3. Data Replication:
Cassandra uses the Gossip protocol to manage node-to-node communication and monitor
the health of the cluster. It ensures that data is replicated across multiple nodes and that
all replicas are in sync.
4. Partitioning:
Data is partitioned across nodes using a partition key. Cassandra uses a consistent
hashing algorithm to determine which node stores a given piece of data.
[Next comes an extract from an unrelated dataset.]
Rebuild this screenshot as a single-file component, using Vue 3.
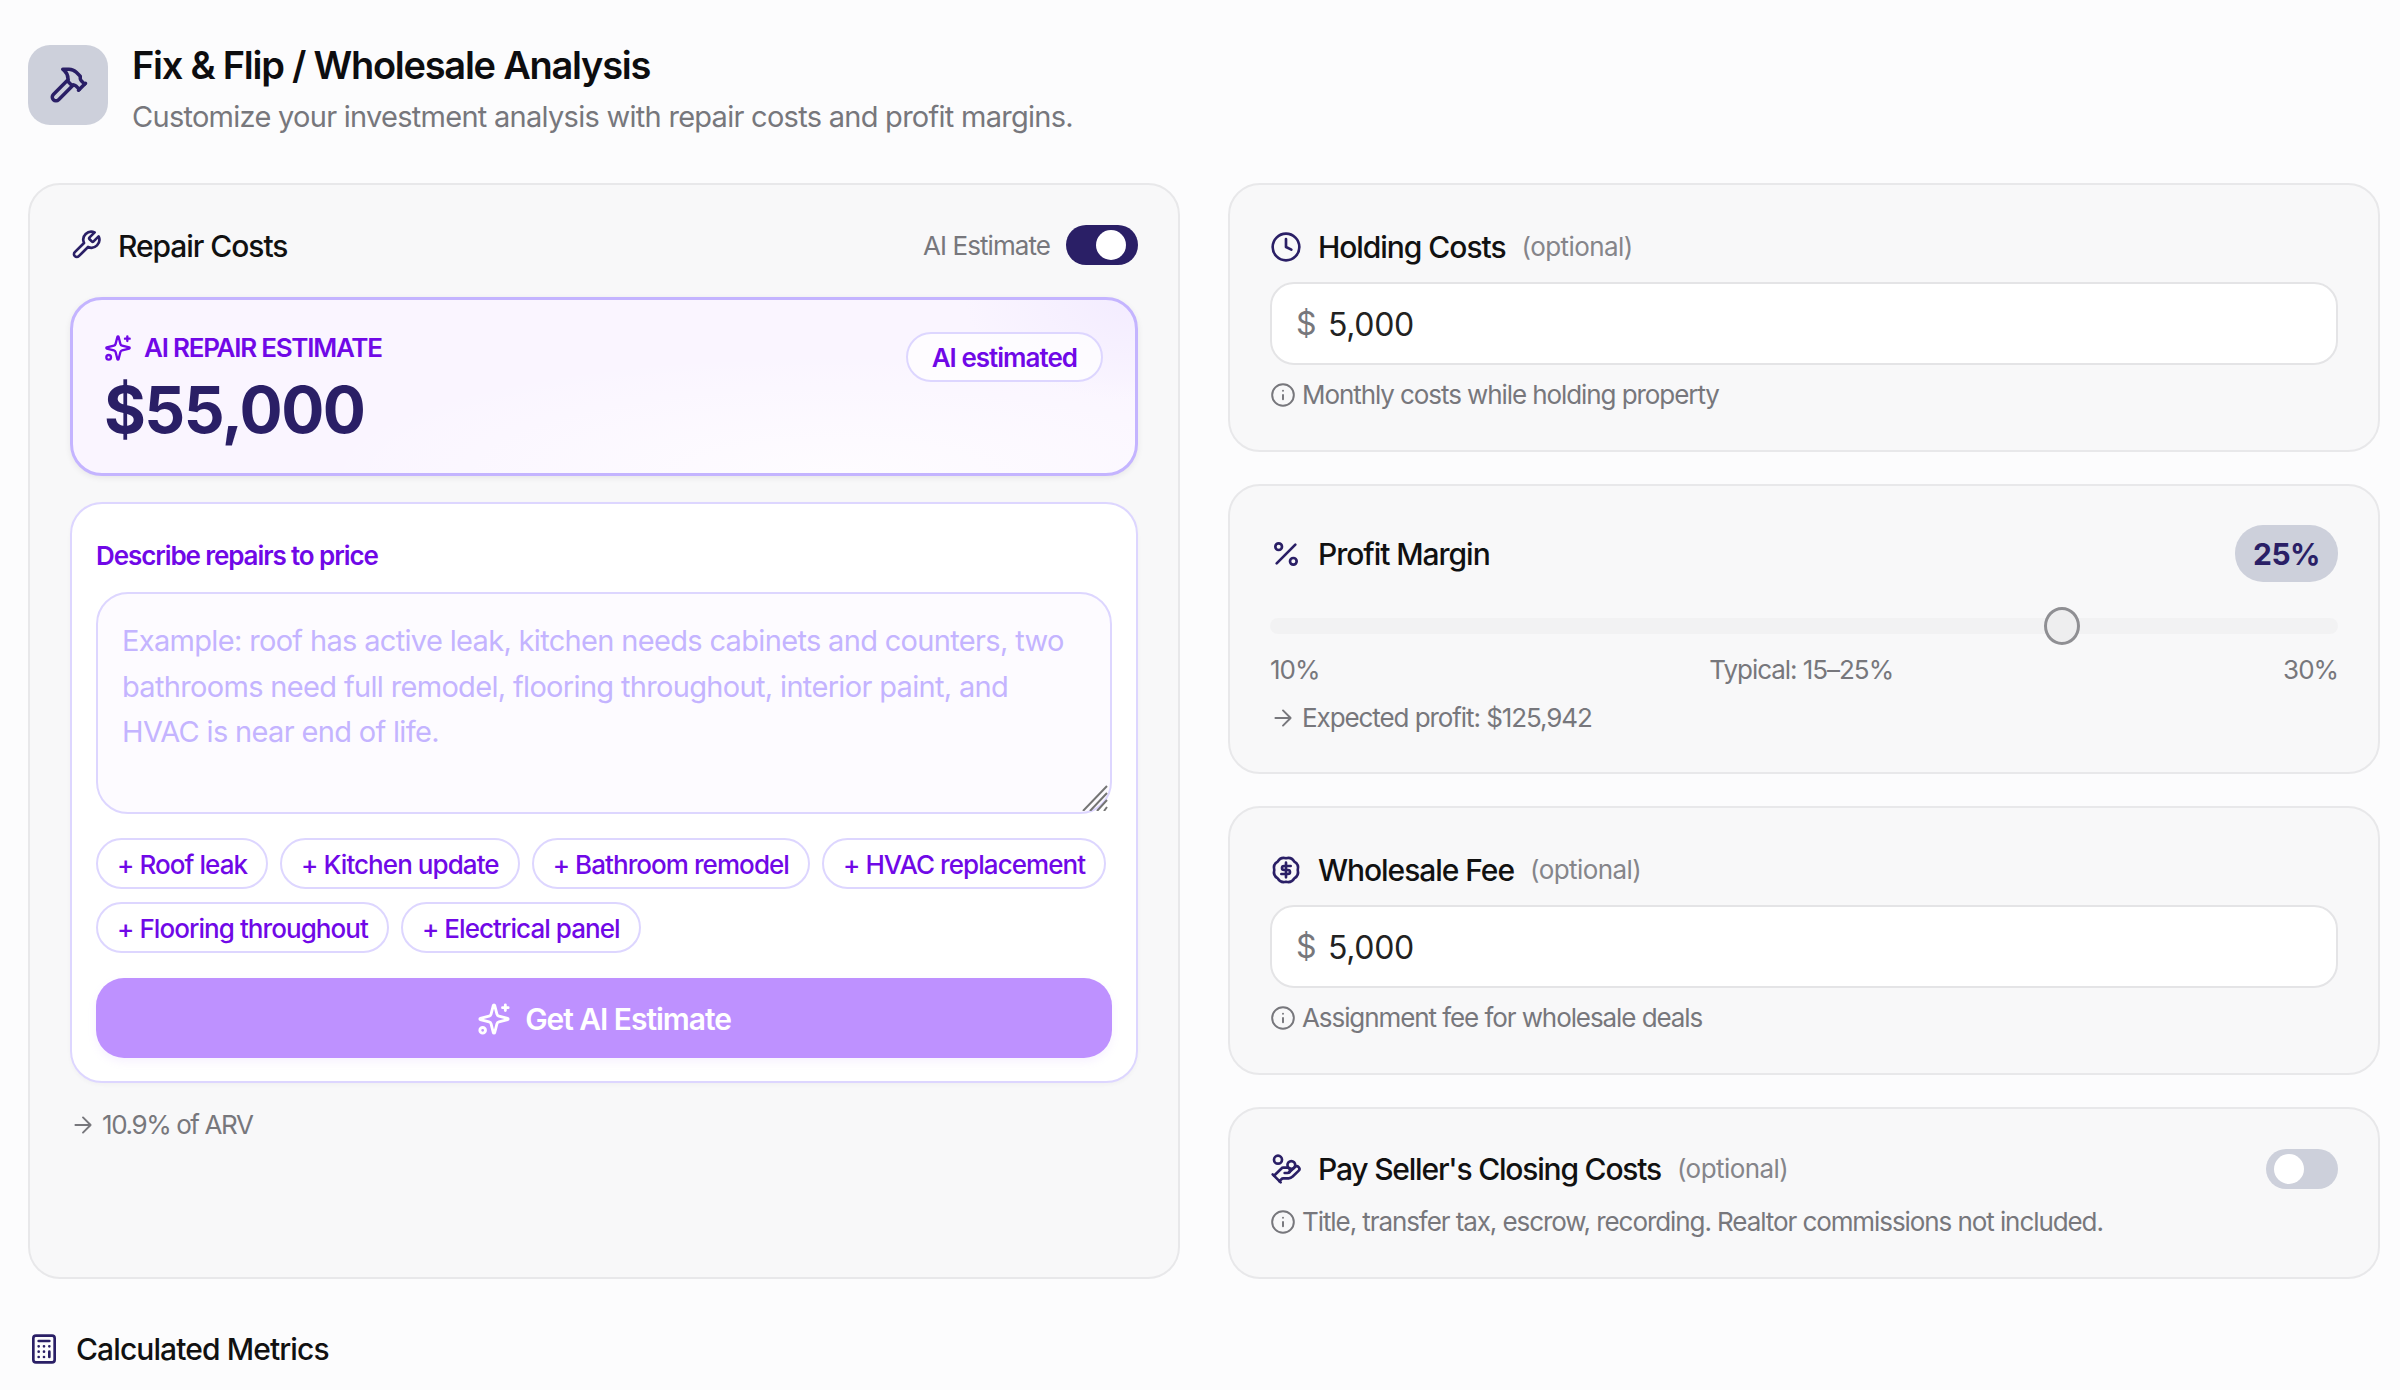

This ensures even
distribution of data and avoids “hot spots.”
Use Cases:
Real-Time Analytics: Due to its fast write and read capabilities, Cassandra is ideal for
applications that require real-time analytics on massive datasets.
IoT and Time-Series Data: Cassandra is commonly used to store time-series data, as it is
capable of handling high write throughput and large volumes of data from IoT devices.
Social Media and Messaging: Cassandra is well-suited for systems that need to handle
high velocity and volume of messages, such as social media platforms.
Advantages:
High availability and fault tolerance.
Scalable architecture that handles large amounts of data.
Optimized for write-heavy workloads.
Flexible data model that allows dynamic schema changes.
Disadvantages:
Limited support for complex queries (e.g., JOINs and aggregations), making it less suited
for traditional relational use cases.
Tunable consistency can lead to challenges in ensuring data consistency across large
clusters.
Requires careful configuration and management for optimal performance, especially as
the dataset grows.
In summary, Apache Cassandra is a highly scalable, distributed database system that
excels in scenarios requiring high availability, fault tolerance, and large-scale data
processing. It is often chosen for applications that need to handle massive amounts of
data with low-latency reads and writes.